Will Vail Revenue Drop Affect Real Estate?
What the decline means for mountain home owners
The revenue of Vail Resorts, the owner of Breckenridge, Vail, Keystone and Crested Butte in Colorado, has fallen 39 percent from its peak and recently fell nearly 18 percent in one day. At the same time, lift ticket revenue was up 12 percent and visitation up 17 percent.
Why is revenue declining when this year’s ski season started off so well? What does this mean for real estate in Vail-owned mountain communities? Is this recent revenue miss a blip or a longer-term trend?
“Despite the good conditions, our destination guest visitation was much lower than anticipated in the pre-holiday period,” says Vail Resorts CEO Rob Katz. This visitor decline caused Vail to predict its bottom line will come in below the lower end of its previous guidance.
How is visitation lower with I-70 traffic getting worse each season? I-70 traffic is terrible on the weekends, which anyone knows if they’ve driven in it. As Denver has grown, so has the pressure to get into the mountains in the winter. This has led to weekend traffic woes on I-70 that will continue to get worse as long as Denver keeps growing (which it appears to be doing). Shouldn’t this increase in traffic indicate that more visitors are coming up to the resorts, thereby generating more revenue?
But not all visitors are equal in the revenue-generating department. Day-trippers make up most of the traffic on I-70. How do I know? I get alerts from the Colorado Department of Transportation about building traffic heading west from about 7a.m. to 10 a.m. Later in the afternoon, I get an alert about increasing traffic heading east from about 2 p.m. to 7 p.m. This indicates that the majority of people are driving up to the mountains for the day and heading back to the metro area that same day.
The “day-trippers” are considerably less valuable to a resort’s bottom line than destination visitors, who stay in hotels, eat meals at local restaurants and rent equipment. Even though visitation is up, revenue is down as a result of a shift in the type of visitor.
Does this indicate a trend in how people are recreating? How will this affect revenue in the future? The demographics of snow sports are changing. According to the National Ski Area Association, “Millennial and Gen-X participants ski and ride less than prior generations.” At the same time, older generations are “aging out,” leading to declining visits at ski areas nationwide. Last year, skier visits in Colorado dropped 2 percent, on top of a 2.5 percent drop for the 2016-2017 season, according to the Denver Business Journal. Those results could point to longer-term weakness in the snow-sports industry with the current weak results indicating the beginning of change in the ski industry. Along with changing consumer preferences, we’re also entering a weaker economic cycle. During the last recession, visitation fell considerably for destination skiers (who are the most profitable visitors). This will likely happen again in the next several years.
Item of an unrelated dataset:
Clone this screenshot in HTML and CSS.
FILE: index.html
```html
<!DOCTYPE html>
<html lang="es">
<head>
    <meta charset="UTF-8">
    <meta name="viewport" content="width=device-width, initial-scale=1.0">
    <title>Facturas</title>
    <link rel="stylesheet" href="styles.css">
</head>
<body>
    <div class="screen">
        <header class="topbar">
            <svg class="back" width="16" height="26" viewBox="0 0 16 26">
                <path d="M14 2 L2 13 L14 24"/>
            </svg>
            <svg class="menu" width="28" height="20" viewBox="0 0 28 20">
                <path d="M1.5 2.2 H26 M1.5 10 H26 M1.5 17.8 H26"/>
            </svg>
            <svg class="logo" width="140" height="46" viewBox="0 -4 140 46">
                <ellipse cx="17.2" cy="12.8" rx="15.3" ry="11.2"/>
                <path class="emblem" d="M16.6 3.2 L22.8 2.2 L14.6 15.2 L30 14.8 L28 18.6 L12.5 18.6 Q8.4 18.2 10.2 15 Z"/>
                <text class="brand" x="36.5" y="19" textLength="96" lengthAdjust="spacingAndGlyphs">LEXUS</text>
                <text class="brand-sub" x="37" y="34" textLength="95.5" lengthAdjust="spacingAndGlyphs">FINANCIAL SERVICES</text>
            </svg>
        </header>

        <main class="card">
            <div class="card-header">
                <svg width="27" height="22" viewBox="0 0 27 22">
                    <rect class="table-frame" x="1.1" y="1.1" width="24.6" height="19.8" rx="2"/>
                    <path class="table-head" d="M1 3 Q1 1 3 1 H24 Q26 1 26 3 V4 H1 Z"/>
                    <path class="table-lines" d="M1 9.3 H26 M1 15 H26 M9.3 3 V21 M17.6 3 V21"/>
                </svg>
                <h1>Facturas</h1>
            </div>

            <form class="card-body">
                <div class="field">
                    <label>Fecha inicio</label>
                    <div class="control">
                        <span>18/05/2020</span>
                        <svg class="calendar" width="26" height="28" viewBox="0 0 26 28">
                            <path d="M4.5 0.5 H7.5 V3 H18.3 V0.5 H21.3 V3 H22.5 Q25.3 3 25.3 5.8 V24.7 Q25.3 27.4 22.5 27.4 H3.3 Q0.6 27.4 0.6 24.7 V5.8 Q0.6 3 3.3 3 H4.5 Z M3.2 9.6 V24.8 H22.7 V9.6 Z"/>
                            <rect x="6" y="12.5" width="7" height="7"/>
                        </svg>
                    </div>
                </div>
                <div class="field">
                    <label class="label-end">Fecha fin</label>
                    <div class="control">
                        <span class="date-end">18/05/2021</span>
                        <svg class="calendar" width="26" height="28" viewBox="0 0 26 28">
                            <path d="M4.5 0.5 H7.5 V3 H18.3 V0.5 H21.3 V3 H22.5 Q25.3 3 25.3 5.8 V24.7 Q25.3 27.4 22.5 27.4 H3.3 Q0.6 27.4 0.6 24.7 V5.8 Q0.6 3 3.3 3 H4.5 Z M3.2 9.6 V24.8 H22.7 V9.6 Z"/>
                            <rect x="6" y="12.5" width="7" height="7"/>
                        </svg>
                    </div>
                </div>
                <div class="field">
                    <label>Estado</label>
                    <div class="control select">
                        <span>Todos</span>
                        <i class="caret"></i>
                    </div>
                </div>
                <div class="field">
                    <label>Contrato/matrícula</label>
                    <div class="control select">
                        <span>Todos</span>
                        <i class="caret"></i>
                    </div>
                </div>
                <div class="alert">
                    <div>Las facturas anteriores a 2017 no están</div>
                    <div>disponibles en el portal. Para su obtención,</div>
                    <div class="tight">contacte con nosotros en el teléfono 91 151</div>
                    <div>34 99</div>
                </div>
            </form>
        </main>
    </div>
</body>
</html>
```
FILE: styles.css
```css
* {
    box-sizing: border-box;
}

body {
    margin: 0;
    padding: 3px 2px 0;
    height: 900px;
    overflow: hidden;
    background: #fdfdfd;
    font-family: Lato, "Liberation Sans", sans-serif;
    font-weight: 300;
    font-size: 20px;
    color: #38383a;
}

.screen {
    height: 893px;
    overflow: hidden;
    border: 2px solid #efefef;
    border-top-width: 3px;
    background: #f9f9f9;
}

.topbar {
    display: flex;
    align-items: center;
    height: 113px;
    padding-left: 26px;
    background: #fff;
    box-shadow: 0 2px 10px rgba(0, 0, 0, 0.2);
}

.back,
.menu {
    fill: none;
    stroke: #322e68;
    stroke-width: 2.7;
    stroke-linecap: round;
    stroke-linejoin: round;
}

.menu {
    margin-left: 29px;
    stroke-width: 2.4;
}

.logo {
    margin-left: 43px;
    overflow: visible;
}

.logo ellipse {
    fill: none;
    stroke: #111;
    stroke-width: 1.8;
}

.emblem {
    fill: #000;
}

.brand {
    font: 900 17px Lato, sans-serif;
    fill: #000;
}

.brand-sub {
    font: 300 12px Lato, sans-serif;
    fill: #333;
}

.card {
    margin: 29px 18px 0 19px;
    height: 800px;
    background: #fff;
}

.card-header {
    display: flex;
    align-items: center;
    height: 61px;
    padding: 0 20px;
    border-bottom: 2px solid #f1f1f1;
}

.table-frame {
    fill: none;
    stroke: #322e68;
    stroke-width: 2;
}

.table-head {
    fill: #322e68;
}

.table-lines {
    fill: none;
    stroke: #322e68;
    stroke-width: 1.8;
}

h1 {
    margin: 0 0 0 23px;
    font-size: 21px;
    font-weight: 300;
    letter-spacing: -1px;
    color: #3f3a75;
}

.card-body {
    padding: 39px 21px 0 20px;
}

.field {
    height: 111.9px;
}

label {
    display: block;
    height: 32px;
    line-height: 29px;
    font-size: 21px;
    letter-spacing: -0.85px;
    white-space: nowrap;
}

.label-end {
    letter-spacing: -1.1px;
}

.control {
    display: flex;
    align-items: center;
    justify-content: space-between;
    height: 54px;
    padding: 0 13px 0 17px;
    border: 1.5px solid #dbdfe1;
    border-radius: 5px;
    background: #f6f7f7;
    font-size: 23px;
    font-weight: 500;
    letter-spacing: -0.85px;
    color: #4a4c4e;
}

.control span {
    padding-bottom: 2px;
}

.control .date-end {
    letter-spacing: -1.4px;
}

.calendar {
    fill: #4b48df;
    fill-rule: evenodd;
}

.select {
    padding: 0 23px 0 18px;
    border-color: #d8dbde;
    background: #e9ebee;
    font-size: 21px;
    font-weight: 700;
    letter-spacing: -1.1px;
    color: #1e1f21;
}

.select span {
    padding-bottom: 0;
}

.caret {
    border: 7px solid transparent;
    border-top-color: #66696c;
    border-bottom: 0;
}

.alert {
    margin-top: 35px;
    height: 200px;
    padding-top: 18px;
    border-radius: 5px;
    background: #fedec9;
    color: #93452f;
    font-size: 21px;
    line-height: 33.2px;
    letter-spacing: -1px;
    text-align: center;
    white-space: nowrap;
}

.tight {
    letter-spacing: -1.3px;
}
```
What does Vail Resorts’ nearly 40 percent drop in stock price mean for mountain real estate? With fewer destination visitors and a decline in Vail Resorts revenue, rental rates and booking aren’t as strong. Let’s say you own a condo in Breckenridge. Two things are likely happening: you’re not booked as solidly as before, and the rates on your bookings are lower than in prior years.
With revenue off, it seems logical that values would start to soften. For example, if you were going to pay $500,000 for a condo at Copper Mountain, and revenue declines 10 percent, shouldn’t the price of the condo also decline somewhat? Unfortunately, predicting a decline in ski town real estate pricing is a bit more difficult than strictly looking at revenue because we need to consider two other factors: the lack of supply and incremental revenue in summer/fall seasons.
Although destination visitation has declined, supply has likely declined a little, too. There is very little new construction in top destination resorts in Colorado. In Vail, for example, there is limited (if any) new properties coming on the market due to lack of available land. At the same time, existing properties are being bought or rented and are taken out of the available rental pool. Another thing to consider is that the mountain communities near top ski destinations are famous for their quality of life. Many location-neutral workers are moving into these areas and living there full-time. This is also reducing the supply of available properties.
Along with a reduction in supply, mountain communities continue to hit records reflecting increasing summer and fall visitation, indicating there is no longer an ‘off-season’ period at mountain resorts. This allows properties that might have gone unrented to now be rented for four more months of the year. Although summer rates are considerably less than winter rates, it is still incremental revenue.
So what does this all mean for real estate?
There are three separate factors occurring all at once: destination visitation is down, supply is constant or slightly down, and there is an increase in visitation in non-winter seasons. The impact on real estate might be a wash in many markets. With these variables, I don’t see one of the three factors pushing real estate in any firm direction one way or the other. I expect prices in many resort areas to be flat in 2019. The real mystery is what will happen beyond 2019 if the economy enters a recession.
Even with Vail Resorts reporting revenue well below projections and its stock taking a beating, most mountain real estate will continue to remain a good long-term investment due to lack of supply and increased demand in non-winter periods. If you have property in a Vail Resort mountain, I wouldn’t lose sleep over Vail’s revenue miss. Your property value should do just fine.